Lorsque vous aimez vos parents, et qu'ils se disputent plus ou moins en permanence, vous faîtes face à une situation terrible :
intrinsèquement partagé, vous vous disputez au fond de vous-même.
Finalement, à mon grand soulagement, mes parents ne divorcèrent pas. Nous sommes tous revenus à la maison au bout de quelques semaines (comme E.T. regagna sa planète),
et il faut croire qu'on se rabibocha progressivement. Une seconde petite sœur naquit même cinq ans plus tard. Mais dans l'histoire, ce sont
mes deux parents qui me déçurent. Cette désillusion s'étendit au monde des adultes en général, et l'idée même de couple fut à jamais ternie pour moi,
rendue fragile, incertaine et imprévisible, à jamais associée au doute, à la confrontation, et toujours soumise au risque de la rupture.
Bien sûr, l'émotion que je ressentis en découvrant le film de Spielberg n'est que partiellement associée à ces aléas conjugaux.
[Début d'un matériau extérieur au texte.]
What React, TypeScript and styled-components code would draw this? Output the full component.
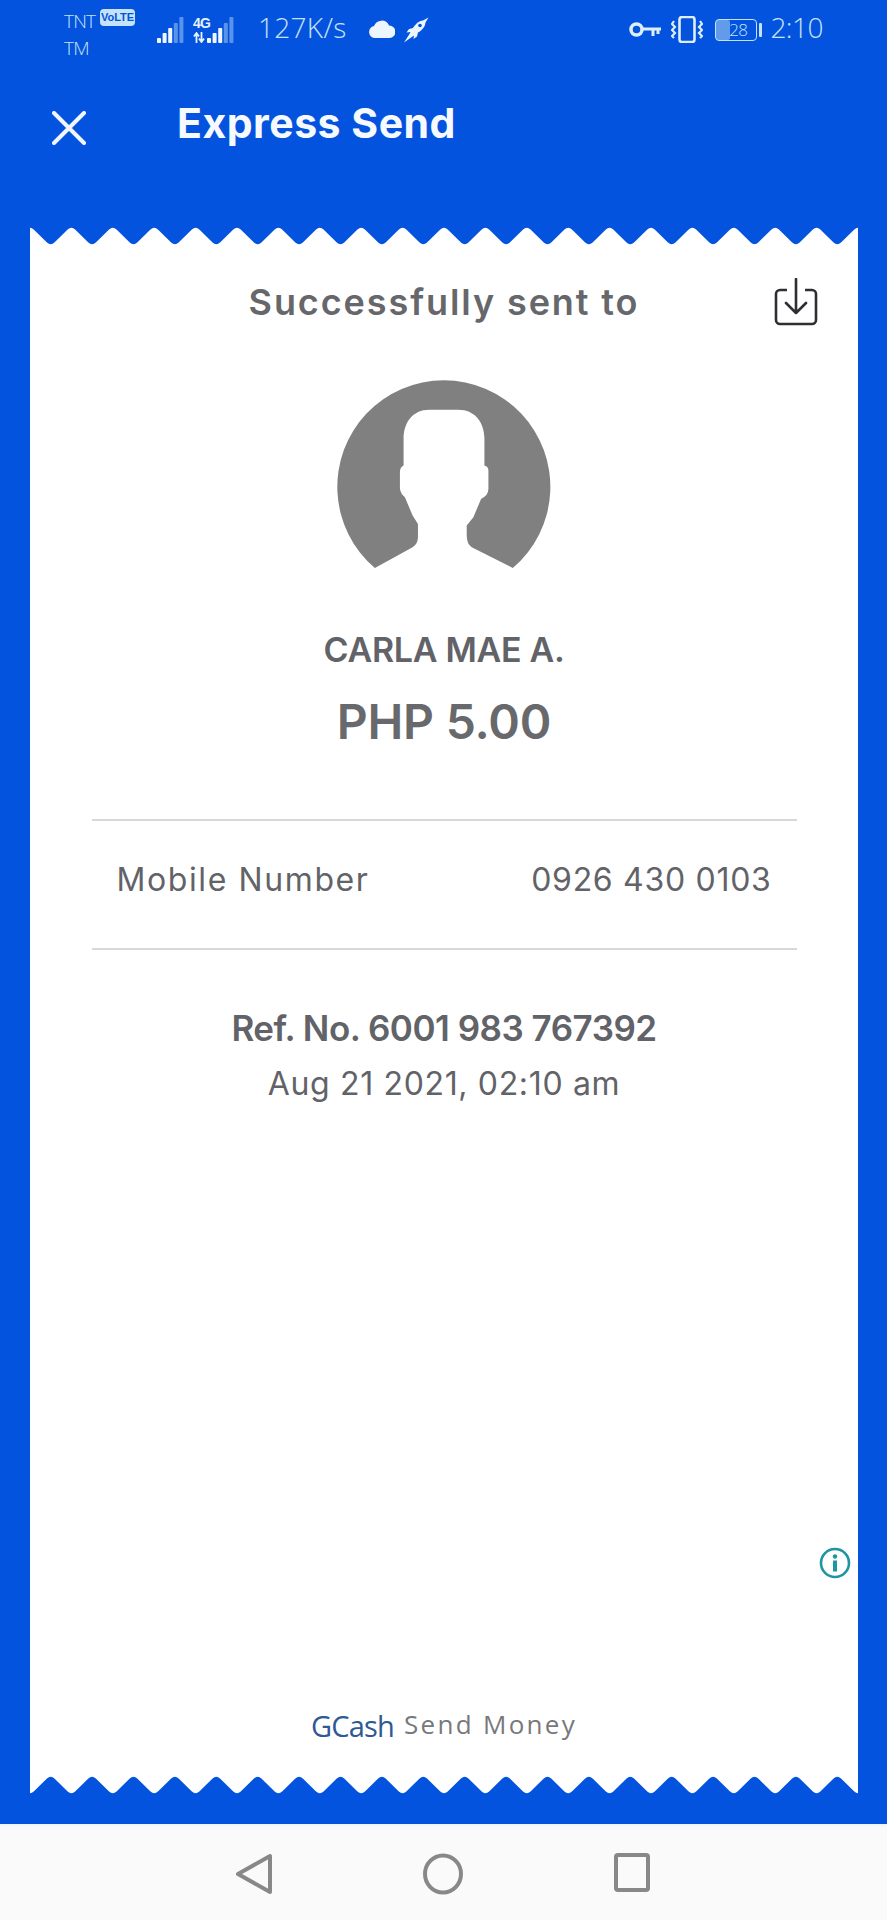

Mais je suppose que l'identification avec Elliott, là aussi, n'en fut que plus forte. Peut-être aussi que l'absence du père, dans le film, l'effacement relatif de la mère, et l'aspect asexué de cet extraterrestre aux grands yeux bleus tombé des étoiles, constituèrent une échappatoire anti-œdipienne assez idéale pour le petit garçon un peu trop sensible que j'étais...
Il est, au passage, fascinant de constater que ce désir naturel et
probablement universel d'une rencontre avec un Autre si aimable, empathique et compréhensif – désir qui fut tellement intense chez moi, après avoir vu ce film –
n'arrive à s'accomplir, dans l'imaginaire, qu'au travers de la représentation d'un être qui n'est pas humain. Je crois que c'est pour ça que je fus si touché en
revoyant ce film, parce qu'il avait extériorisé d'une façon très claire ce que j'avais ressenti à l'époque, à savoir que cet être gentil, complice, fragile,
sensible, intelligent, si proche de nous et si différent à la fois, qui nous comprend, qui nous console, qu'on aime et qui nous aime –
toutes qualités tellement évidentes pourtant – n'existe pas, sinon dans nos rêves.
C'est une déception fondamentale, qui m'accompagna et continuera de m'accompagner durant toute mon existence.